4) Invitations: Typography as Tone-Setting.
5) Attire: Identity, Heritage, and Transformation.
6) Venue & Decor: Spatial Branding and Immersion.
7) Photography & Videography: Memory as Myth.
8) Planners & Celebrants: Ritual Designers and Emotional Guides.
9) Gifts, Keepsakes & Packaging: Tangible Brand Echoes.
10) Digital Presence: Social Media and the Wedding Brand.
11) Post-Wedding Continuity: Lifecycle Branding.
12) Conclusion: Weddings as Emotional Architecture.
13) Bibliography.
1. Introduction: The Wedding as a Brand Event.

Something remarkable unfolds when two people decide to marry.
Beyond the private commitment and the legal formality, a story begins to take shape, a narrative that will be remembered, retold and ritualized.
Around that story, an entire ecosystem of creativity, craft and commerce comes alive. Having once been married, having attended many of them and spent many years since then observing how brands connect with people, I’ve come to see weddings as one of the most compelling case studies in emotional storytelling.
Not because they are commercial transactions, they transcend that, but because they reveal, in part, how narrative, identity and experience converge to create something unforgettable.
This article is not a marketing manual for reaching engaged couples, nor a guide to planning a wedding.
It’s an invitation to view the wedding industry through a different lens: as a masterclass in how brands, stories and emotions intersect to create experiences that resonate long after the moment has passed.

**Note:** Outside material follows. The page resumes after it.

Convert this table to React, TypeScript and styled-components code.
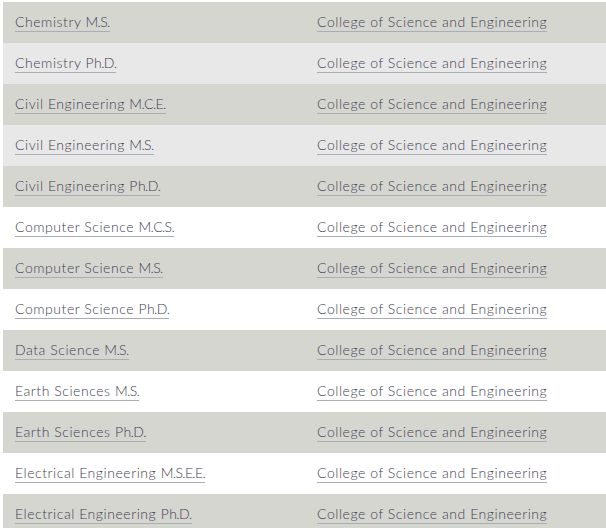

2. The Emotional Economy of Weddings.

Weddings occupy a singular place in human life. They are among the rare occasions where people willingly devote extraordinary resources, time, money and attention, to a single day.
Yet the day itself is only the vessel. To me, what truly matters is what it represents: a threshold, a transformation and a public declaration of private meaning.
This is why I believe weddings are fertile ground for understanding emotional connection.
Choosing a photographer is not merely a task, it is entrusting someone with the images that will carry your most precious memories forward for decades.
Selecting a venue is not simply renting a space for a defined duration, it is choosing the stage upon which a family’s most enduring stories will be told.
Every decision becomes symbolic: flowers that echo a grandmother’s garden, or a song that was playing during the couple’s first dance or was playing at the exact time they fell in love. Another good example is the toast that crystallizes joy and vulnerability in equal measure.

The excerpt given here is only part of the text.